At their best, the ensuing shenanigans proceed a little like Mark Twain rewritten for a diverse millennial audience, pitching spunky, enterprising kids against a host of less competent, more caricatured adults — both well-meaning (Sasheer Zamata’s spacy school guidance counselor) and cartoonishly villainous (Tim Blake Nelson’s pettily vindictive rail-network detective). Neophyte scribe Shelby Farrell’s lively original screenplay keeps things rattling toward a farcical pile-up of junior-size crimes and misdemeanors — don’t seek too many ethics lessons in a light caper where an awful lot of wrongs seemingly add up to a right. If anything, the film suffers a bit from over-plotting. A side strand involving Laney’s reluctant participation in a teen beauty pageant is worthily intended to spotlight her self-worth issues, but plays out in rushed, slightly mean-spirited fashion, with an emphasis on catty female rivalry that sits at odds with its general air of sisterly celebration.

Freeland, whose far tougher, more adult-focused debut “Drunktown’s Finest” drew on her Native American heritage, directs with a light touch — occasionally inserting some neat visual trickery amid more predictable camera setups and pop-scored montages. (The soundtrack selections are all over the map: Liam Lynch doesn’t fit very comfortably into the girls’ world, though Crow gets to show off her souped-up R&B chops.)

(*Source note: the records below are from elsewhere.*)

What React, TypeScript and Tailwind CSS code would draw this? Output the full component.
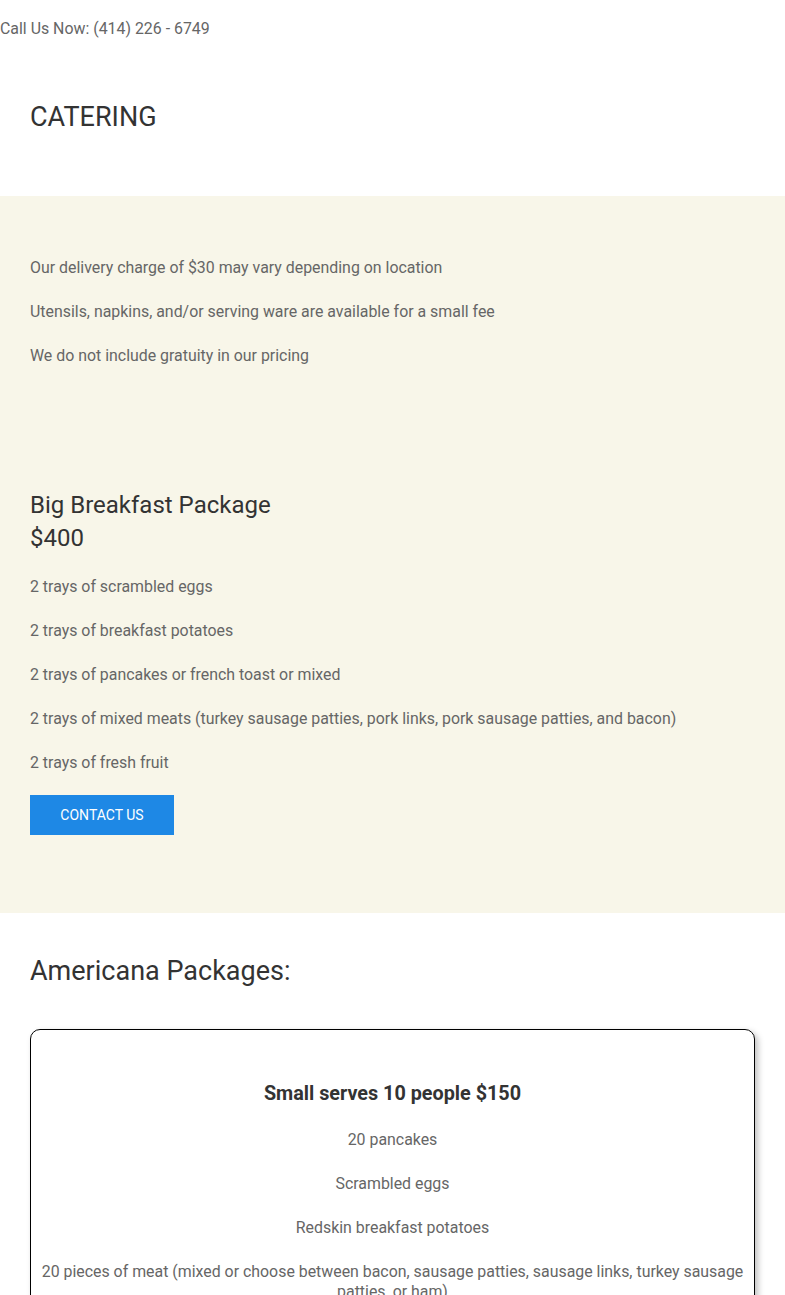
import React from "react";

const font = { fontFamily: "Roboto, 'Noto Sans', sans-serif" };

export default function App() {
  const infos = [
    "Our delivery charge of $30 may vary depending on location",
    "Utensils, napkins, and/or serving ware are available for a small fee",
    "We do not include gratuity in our pricing",
  ];
  const trays = [
    "2 trays of scrambled eggs",
    "2 trays of breakfast potatoes",
    "2 trays of pancakes or french toast or mixed",
    "2 trays of mixed meats (turkey sausage patties, pork links, pork sausage patties, and bacon)",
    "2 trays of fresh fruit",
  ];
  const small = [
    "20 pancakes",
    "Scrambled eggs",
    "Redskin breakfast potatoes",
    "20 pieces of meat (mixed or choose between bacon, sausage patties, sausage links, turkey sausage patties, or ham)",
  ];
  return (
    <div className="bg-white text-[15.9px] text-[#666] min-h-[1295px]" style={font}>
      <div className="pt-[17px] leading-[24px]">Call Us Now: (414) 226 - 6749</div>
      <div className="px-[30px] pt-[61px] pb-[64px]">
        <h1 className="text-[27px] leading-[30px] text-[#333]">CATERING</h1>
      </div>
      <div className="bg-[#f8f6e9] px-[30px] pt-[60px] pb-[78px]">
        <div className="flex flex-col gap-[20px]">
          {infos.map((t) => (
            <p key={t} className="leading-[24px]">{t}</p>
          ))}
        </div>
        <h2 className="mt-[121px] text-[24px] leading-[33px] text-[#333]">
          Big Breakfast Package
          <br />$400
        </h2>
        <div className="mt-[20px] flex flex-col gap-[20px]">
          {trays.map((t) => (
            <p key={t} className="leading-[24px]">{t}</p>
          ))}
        </div>
        <button className="mt-[20px] w-[144px] h-[40px] bg-[#1e88e5] text-white text-[14px] uppercase">
          Contact Us
        </button>
      </div>
      <div className="px-[30px] pt-[39px]">
        <h2 className="text-[27px] leading-[38px] text-[#333]">Americana Packages:</h2>
        <div className="mt-[39px] border border-black rounded-[10px] shadow-[3px_3px_6px_rgba(0,0,0,0.25)] px-[8px] pt-[50px] pb-[30px] text-center">
          <h3 className="text-[19.8px] leading-[28px] font-bold text-[#333]">Small serves 10 people $150</h3>
          <div className="mt-[22px] flex flex-col gap-[24px]">
            {small.map((t) => (
              <p key={t} className="leading-[20px]">{t}</p>
            ))}
          </div>
        </div>
      </div>
    </div>
  );
}
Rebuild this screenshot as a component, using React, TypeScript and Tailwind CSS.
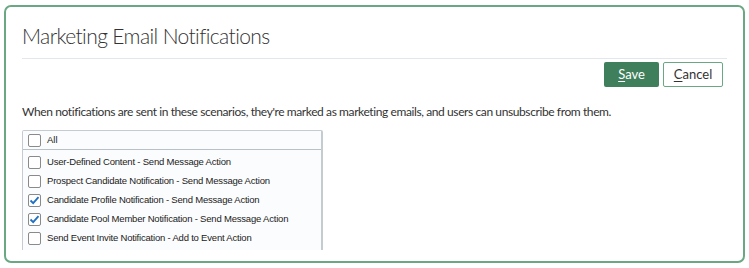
import React from "react";

const items = [
  { label: "User-Defined Content - Send Message Action", checked: false },
  { label: "Prospect Candidate Notification - Send Message Action", checked: false },
  { label: "Candidate Profile Notification - Send Message Action", checked: true },
  { label: "Candidate Pool Member Notification - Send Message Action", checked: true },
  { label: "Send Event Invite Notification - Add to Event Action", checked: false },
];

function Box({ checked }: { checked: boolean }) {
  return (
    <span className="flex h-[13px] w-[13px] shrink-0 items-center justify-center rounded-[2px] border border-[#8a8a8a] bg-white">
      {checked && (
        <svg width="11" height="11" viewBox="0 0 11 11">
          <path d="M1.5 5.5 L4.2 8.2 L9.5 2.2" fill="none" stroke="#1f6fc5" strokeWidth="1.8" />
        </svg>
      )}
    </span>
  );
}

export default function App() {
  return (
    <div className="h-[268px] w-[749px] bg-white p-[4px] pt-[5px]" style={{ fontFamily: "Lato, 'Noto Sans', sans-serif" }}>
      <div className="h-[258px] overflow-hidden rounded-[7px] border-2 border-[#6aa883] px-[16px] pt-[15px]">
        <h1 className="text-[21px] font-light leading-[28px] tracking-[-0.6px] text-[#333]">Marketing Email Notifications</h1>
        <div className="mt-[8px] h-px bg-[#e3e7ec]" />
        <div className="mt-[3px] flex justify-end gap-[4px] pr-[4px]">
          <button className="h-[25px] w-[55px] rounded-[2px] bg-[#3f7f5c] text-[13px] text-white">
            <span className="underline underline-offset-2">S</span>ave
          </button>
          <button className="h-[25px] w-[60px] rounded-[2px] border border-[#6aa883] bg-white text-[13px] text-[#333]">
            <span className="underline underline-offset-2">C</span>ancel
          </button>
        </div>
        <p className="mt-[16px] whitespace-nowrap text-[12px] leading-[18px] tracking-[-0.4px] text-[#333]">
          When notifications are sent in these scenarios, they're marked as marketing emails, and users can unsubscribe from them.
        </p>
        <div className="mt-[9px] w-[301px] rounded-t-[2px] border border-b-0 border-r-2 border-[#c4cbd1] bg-[#fbfcfd]" style={{ fontFamily: "'Liberation Sans', Arial, sans-serif" }}>
          <div className="flex h-[19px] items-center gap-[6px] border-b border-[#b9c1c7] pl-[5px] text-[9.5px] text-[#222]">
            <Box checked={false} />
            <span>All</span>
          </div>
          <div className="flex flex-col pb-[2px] pt-[3px]">
            {items.map((it) => (
              <div key={it.label} className="flex h-[19px] items-center gap-[6px] whitespace-nowrap pl-[5px] text-[9.5px] tracking-[-0.2px] text-[#222]">
                <Box checked={it.checked} />
                <span>{it.label}</span>
              </div>
            ))}
          </div>
        </div>
      </div>
    </div>
  );
}
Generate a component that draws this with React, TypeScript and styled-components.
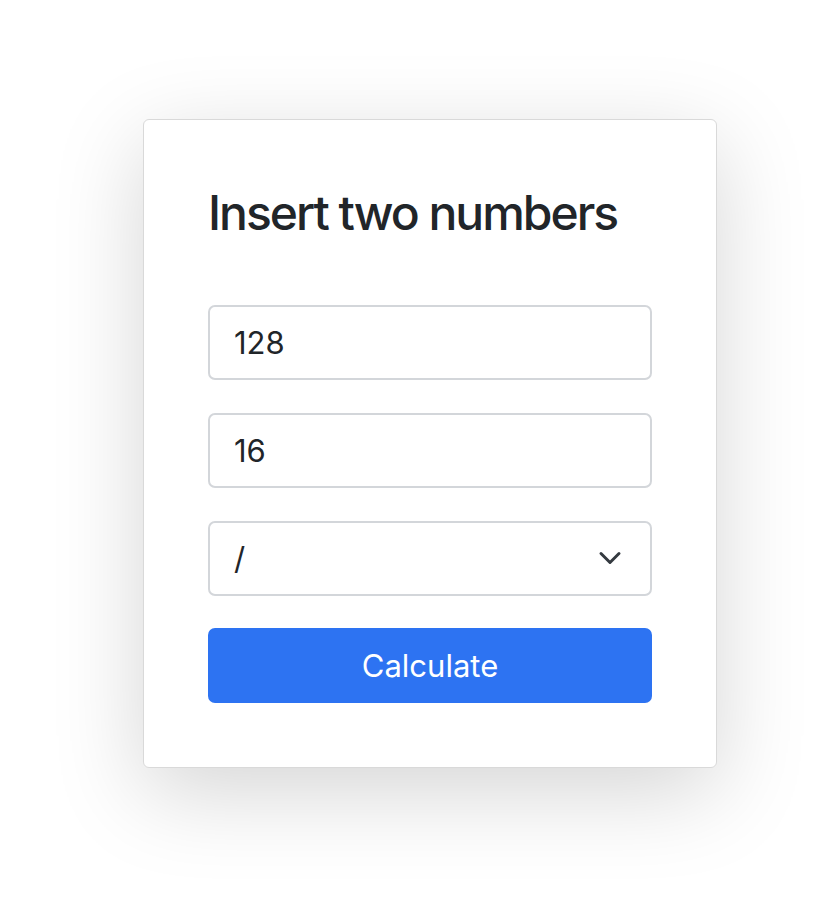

Refreshing as it is to see such a multiracial ensemble without any on-screen comment, the film touches only subtly on social realities — given its target market, this is a very clean-scrubbed vision of middle-American poverty, where lean household budgets are drawn up on brightly colored construction paper. What’s most impressive about Murray and Crow’s winning performances, however, is that they keeping matters suitably upbeat while projecting a hint of the weariness and desperation we can’t quite see in the set-dressing.